BEGIN

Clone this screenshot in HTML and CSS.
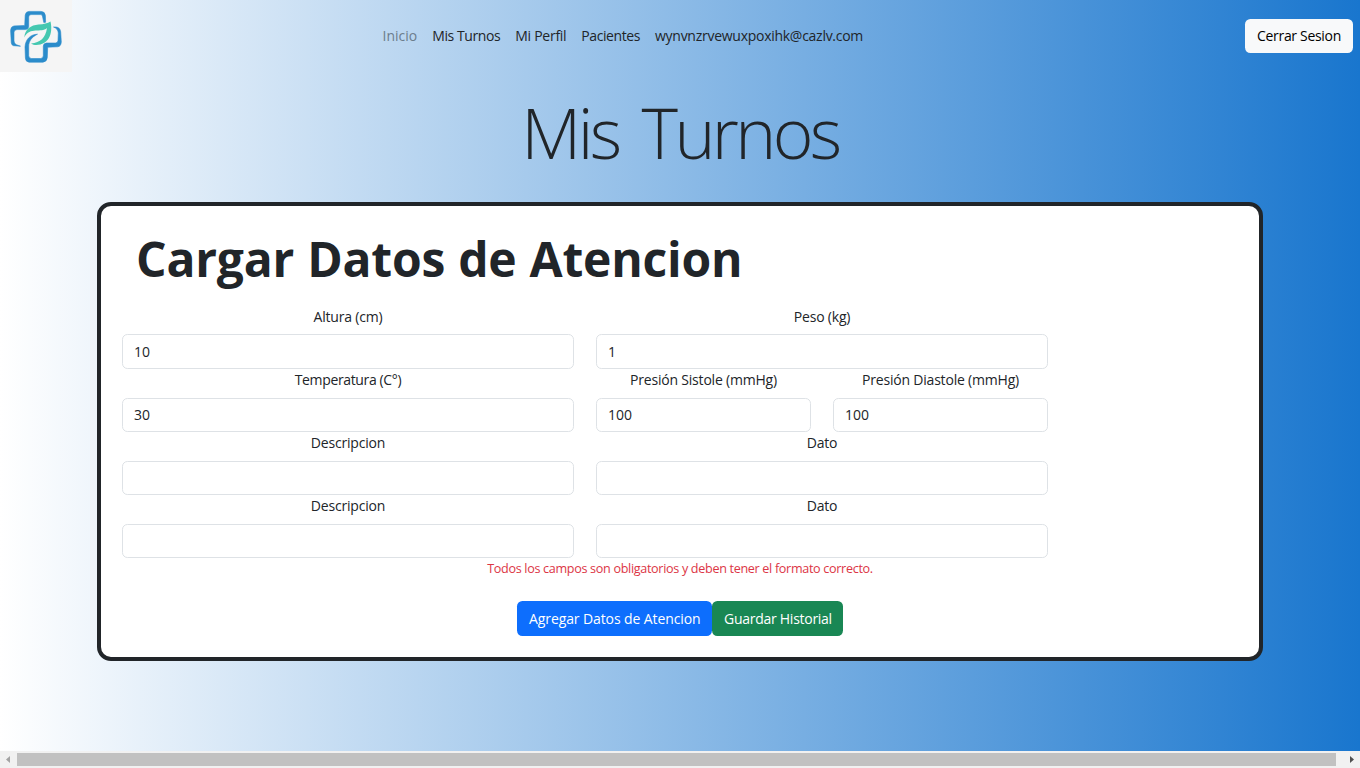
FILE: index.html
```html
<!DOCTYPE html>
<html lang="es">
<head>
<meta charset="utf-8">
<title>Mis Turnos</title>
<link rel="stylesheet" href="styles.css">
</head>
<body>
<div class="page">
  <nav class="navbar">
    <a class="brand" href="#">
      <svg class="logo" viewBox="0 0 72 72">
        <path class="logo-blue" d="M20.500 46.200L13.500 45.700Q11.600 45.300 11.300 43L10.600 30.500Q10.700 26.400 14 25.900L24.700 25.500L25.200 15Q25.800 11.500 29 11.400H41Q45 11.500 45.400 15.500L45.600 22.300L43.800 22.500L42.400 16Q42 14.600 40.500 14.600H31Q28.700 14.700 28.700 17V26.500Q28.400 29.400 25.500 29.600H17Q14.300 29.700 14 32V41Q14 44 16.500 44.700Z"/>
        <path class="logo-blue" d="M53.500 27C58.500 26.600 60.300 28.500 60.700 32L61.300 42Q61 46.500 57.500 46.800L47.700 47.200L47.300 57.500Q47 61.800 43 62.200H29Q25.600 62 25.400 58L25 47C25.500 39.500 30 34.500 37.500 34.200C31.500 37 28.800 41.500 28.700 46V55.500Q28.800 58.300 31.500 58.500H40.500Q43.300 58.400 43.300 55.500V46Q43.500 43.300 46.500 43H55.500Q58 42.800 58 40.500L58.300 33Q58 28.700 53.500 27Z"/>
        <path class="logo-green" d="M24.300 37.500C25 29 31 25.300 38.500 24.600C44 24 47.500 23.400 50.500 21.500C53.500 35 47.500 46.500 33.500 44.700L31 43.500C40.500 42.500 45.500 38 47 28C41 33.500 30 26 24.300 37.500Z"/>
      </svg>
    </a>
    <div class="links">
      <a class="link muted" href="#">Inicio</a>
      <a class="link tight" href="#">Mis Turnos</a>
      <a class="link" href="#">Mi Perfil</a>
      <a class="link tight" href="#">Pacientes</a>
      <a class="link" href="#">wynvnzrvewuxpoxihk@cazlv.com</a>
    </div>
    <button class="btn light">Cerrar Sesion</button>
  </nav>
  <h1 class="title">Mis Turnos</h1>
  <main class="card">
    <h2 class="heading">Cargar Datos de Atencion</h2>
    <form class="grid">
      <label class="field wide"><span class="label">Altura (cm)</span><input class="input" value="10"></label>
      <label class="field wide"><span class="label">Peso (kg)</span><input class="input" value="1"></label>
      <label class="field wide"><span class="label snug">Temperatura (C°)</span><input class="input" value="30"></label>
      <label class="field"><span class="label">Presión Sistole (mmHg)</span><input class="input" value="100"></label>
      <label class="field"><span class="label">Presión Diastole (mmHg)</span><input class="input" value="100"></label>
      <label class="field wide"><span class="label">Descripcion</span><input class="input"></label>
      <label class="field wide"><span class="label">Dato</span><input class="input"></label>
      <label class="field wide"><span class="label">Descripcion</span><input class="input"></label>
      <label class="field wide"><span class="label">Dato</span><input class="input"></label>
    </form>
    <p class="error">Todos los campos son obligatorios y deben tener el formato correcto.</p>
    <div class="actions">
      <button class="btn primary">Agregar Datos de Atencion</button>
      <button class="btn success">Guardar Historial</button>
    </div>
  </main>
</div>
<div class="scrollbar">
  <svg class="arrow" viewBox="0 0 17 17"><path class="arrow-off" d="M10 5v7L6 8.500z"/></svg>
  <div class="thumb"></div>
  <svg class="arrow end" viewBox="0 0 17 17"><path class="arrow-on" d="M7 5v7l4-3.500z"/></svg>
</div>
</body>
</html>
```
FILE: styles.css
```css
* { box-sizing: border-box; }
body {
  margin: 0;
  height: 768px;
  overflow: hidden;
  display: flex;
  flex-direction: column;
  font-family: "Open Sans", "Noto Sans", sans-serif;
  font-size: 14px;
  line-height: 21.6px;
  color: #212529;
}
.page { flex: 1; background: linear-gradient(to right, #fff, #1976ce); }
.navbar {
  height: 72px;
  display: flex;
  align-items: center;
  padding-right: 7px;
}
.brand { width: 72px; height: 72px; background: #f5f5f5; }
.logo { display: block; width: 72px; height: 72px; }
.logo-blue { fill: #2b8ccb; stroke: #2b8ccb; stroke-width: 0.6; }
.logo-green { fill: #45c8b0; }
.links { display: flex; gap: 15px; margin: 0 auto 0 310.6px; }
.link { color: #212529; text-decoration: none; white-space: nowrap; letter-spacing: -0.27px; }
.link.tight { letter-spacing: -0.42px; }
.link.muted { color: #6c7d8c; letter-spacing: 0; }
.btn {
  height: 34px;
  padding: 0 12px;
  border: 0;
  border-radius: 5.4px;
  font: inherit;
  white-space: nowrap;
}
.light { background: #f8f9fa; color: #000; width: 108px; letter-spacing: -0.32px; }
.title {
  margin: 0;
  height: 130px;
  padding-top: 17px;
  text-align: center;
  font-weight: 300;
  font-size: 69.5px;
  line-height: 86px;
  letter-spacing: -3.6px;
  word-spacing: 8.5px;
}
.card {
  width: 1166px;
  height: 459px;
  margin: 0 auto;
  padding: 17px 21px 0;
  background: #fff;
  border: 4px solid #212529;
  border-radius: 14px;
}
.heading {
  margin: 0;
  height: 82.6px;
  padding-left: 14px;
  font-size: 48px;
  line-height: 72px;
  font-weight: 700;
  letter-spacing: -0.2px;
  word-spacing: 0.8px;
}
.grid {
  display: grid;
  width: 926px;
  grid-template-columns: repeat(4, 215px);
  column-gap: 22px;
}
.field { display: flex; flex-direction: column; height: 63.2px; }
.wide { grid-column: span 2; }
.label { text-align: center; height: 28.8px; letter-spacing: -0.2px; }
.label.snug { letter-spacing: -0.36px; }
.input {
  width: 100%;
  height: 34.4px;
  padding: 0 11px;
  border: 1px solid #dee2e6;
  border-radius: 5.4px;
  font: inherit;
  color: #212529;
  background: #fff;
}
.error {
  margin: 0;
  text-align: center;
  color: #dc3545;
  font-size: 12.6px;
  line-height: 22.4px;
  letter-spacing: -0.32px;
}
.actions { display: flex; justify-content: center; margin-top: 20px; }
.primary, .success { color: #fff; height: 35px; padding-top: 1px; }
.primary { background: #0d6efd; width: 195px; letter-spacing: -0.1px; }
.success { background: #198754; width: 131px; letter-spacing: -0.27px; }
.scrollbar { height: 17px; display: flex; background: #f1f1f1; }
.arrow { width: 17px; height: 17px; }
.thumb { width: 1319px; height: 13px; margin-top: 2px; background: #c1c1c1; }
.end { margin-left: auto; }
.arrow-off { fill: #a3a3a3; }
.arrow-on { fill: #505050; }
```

END

## [Stated goal]
Pictures excluded, quote all the data above exactly.

## [Solution for this problem]
Clone this screenshot in HTML and CSS.
FILE: index.html
```html
<!DOCTYPE html>
<html lang="es">
<head>
<meta charset="utf-8">
<title>Mis Turnos</title>
<link rel="stylesheet" href="styles.css">
</head>
<body>
<div class="page">
  <nav class="navbar">
    <a class="brand" href="#">
      <svg class="logo" viewBox="0 0 72 72">
        <path class="logo-blue" d="M20.500 46.200L13.500 45.700Q11.600 45.300 11.300 43L10.600 30.500Q10.700 26.400 14 25.900L24.700 25.500L25.200 15Q25.800 11.500 29 11.400H41Q45 11.500 45.400 15.500L45.600 22.300L43.800 22.500L42.400 16Q42 14.600 40.500 14.600H31Q28.700 14.700 28.700 17V26.500Q28.400 29.400 25.500 29.600H17Q14.300 29.700 14 32V41Q14 44 16.500 44.700Z"/>
        <path class="logo-blue" d="M53.500 27C58.500 26.600 60.300 28.500 60.700 32L61.300 42Q61 46.500 57.500 46.800L47.700 47.200L47.300 57.500Q47 61.800 43 62.200H29Q25.600 62 25.400 58L25 47C25.500 39.500 30 34.500 37.500 34.200C31.500 37 28.800 41.500 28.700 46V55.500Q28.800 58.300 31.500 58.500H40.500Q43.300 58.400 43.300 55.500V46Q43.500 43.300 46.500 43H55.500Q58 42.800 58 40.500L58.300 33Q58 28.700 53.500 27Z"/>
        <path class="logo-green" d="M24.300 37.500C25 29 31 25.300 38.500 24.600C44 24 47.500 23.400 50.500 21.500C53.500 35 47.500 46.500 33.500 44.700L31 43.500C40.500 42.500 45.500 38 47 28C41 33.500 30 26 24.300 37.500Z"/>
      </svg>
    </a>
    <div class="links">
      <a class="link muted" href="#">Inicio</a>
      <a class="link tight" href="#">Mis Turnos</a>
      <a class="link" href="#">Mi Perfil</a>
      <a class="link tight" href="#">Pacientes</a>
      <a class="link" href="#">wynvnzrvewuxpoxihk@cazlv.com</a>
    </div>
    <button class="btn light">Cerrar Sesion</button>
  </nav>
  <h1 class="title">Mis Turnos</h1>
  <main class="card">
    <h2 class="heading">Cargar Datos de Atencion</h2>
    <form class="grid">
      <label class="field wide"><span class="label">Altura (cm)</span><input class="input" value="10"></label>
      <label class="field wide"><span class="label">Peso (kg)</span><input class="input" value="1"></label>
      <label class="field wide"><span class="label snug">Temperatura (C°)</span><input class="input" value="30"></label>
      <label class="field"><span class="label">Presión Sistole (mmHg)</span><input class="input" value="100"></label>
      <label class="field"><span class="label">Presión Diastole (mmHg)</span><input class="input" value="100"></label>
      <label class="field wide"><span class="label">Descripcion</span><input class="input"></label>
      <label class="field wide"><span class="label">Dato</span><input class="input"></label>
      <label class="field wide"><span class="label">Descripcion</span><input class="input"></label>
      <label class="field wide"><span class="label">Dato</span><input class="input"></label>
    </form>
    <p class="error">Todos los campos son obligatorios y deben tener el formato correcto.</p>
    <div class="actions">
      <button class="btn primary">Agregar Datos de Atencion</button>
      <button class="btn success">Guardar Historial</button>
    </div>
  </main>
</div>
<div class="scrollbar">
  <svg class="arrow" viewBox="0 0 17 17"><path class="arrow-off" d="M10 5v7L6 8.500z"/></svg>
  <div class="thumb"></div>
  <svg class="arrow end" viewBox="0 0 17 17"><path class="arrow-on" d="M7 5v7l4-3.500z"/></svg>
</div>
</body>
</html>
```
FILE: styles.css
```css
* { box-sizing: border-box; }
body {
  margin: 0;
  height: 768px;
  overflow: hidden;
  display: flex;
  flex-direction: column;
  font-family: "Open Sans", "Noto Sans", sans-serif;
  font-size: 14px;
  line-height: 21.6px;
  color: #212529;
}
.page { flex: 1; background: linear-gradient(to right, #fff, #1976ce); }
.navbar {
  height: 72px;
  display: flex;
  align-items: center;
  padding-right: 7px;
}
.brand { width: 72px; height: 72px; background: #f5f5f5; }
.logo { display: block; width: 72px; height: 72px; }
.logo-blue { fill: #2b8ccb; stroke: #2b8ccb; stroke-width: 0.6; }
.logo-green { fill: #45c8b0; }
.links { display: flex; gap: 15px; margin: 0 auto 0 310.6px; }
.link { color: #212529; text-decoration: none; white-space: nowrap; letter-spacing: -0.27px; }
.link.tight { letter-spacing: -0.42px; }
.link.muted { color: #6c7d8c; letter-spacing: 0; }
.btn {
  height: 34px;
  padding: 0 12px;
  border: 0;
  border-radius: 5.4px;
  font: inherit;
  white-space: nowrap;
}
.light { background: #f8f9fa; color: #000; width: 108px; letter-spacing: -0.32px; }
.title {
  margin: 0;
  height: 130px;
  padding-top: 17px;
  text-align: center;
  font-weight: 300;
  font-size: 69.5px;
  line-height: 86px;
  letter-spacing: -3.6px;
  word-spacing: 8.5px;
}
.card {
  width: 1166px;
  height: 459px;
  margin: 0 auto;
  padding: 17px 21px 0;
  background: #fff;
  border: 4px solid #212529;
  border-radius: 14px;
}
.heading {
  margin: 0;
  height: 82.6px;
  padding-left: 14px;
  font-size: 48px;
  line-height: 72px;
  font-weight: 700;
  letter-spacing: -0.2px;
  word-spacing: 0.8px;
}
.grid {
  display: grid;
  width: 926px;
  grid-template-columns: repeat(4, 215px);
  column-gap: 22px;
}
.field { display: flex; flex-direction: column; height: 63.2px; }
.wide { grid-column: span 2; }
.label { text-align: center; height: 28.8px; letter-spacing: -0.2px; }
.label.snug { letter-spacing: -0.36px; }
.input {
  width: 100%;
  height: 34.4px;
  padding: 0 11px;
  border: 1px solid #dee2e6;
  border-radius: 5.4px;
  font: inherit;
  color: #212529;
  background: #fff;
}
.error {
  margin: 0;
  text-align: center;
  color: #dc3545;
  font-size: 12.6px;
  line-height: 22.4px;
  letter-spacing: -0.32px;
}
.actions { display: flex; justify-content: center; margin-top: 20px; }
.primary, .success { color: #fff; height: 35px; padding-top: 1px; }
.primary { background: #0d6efd; width: 195px; letter-spacing: -0.1px; }
.success { background: #198754; width: 131px; letter-spacing: -0.27px; }
.scrollbar { height: 17px; display: flex; background: #f1f1f1; }
.arrow { width: 17px; height: 17px; }
.thumb { width: 1319px; height: 13px; margin-top: 2px; background: #c1c1c1; }
.end { margin-left: auto; }
.arrow-off { fill: #a3a3a3; }
.arrow-on { fill: #505050; }
```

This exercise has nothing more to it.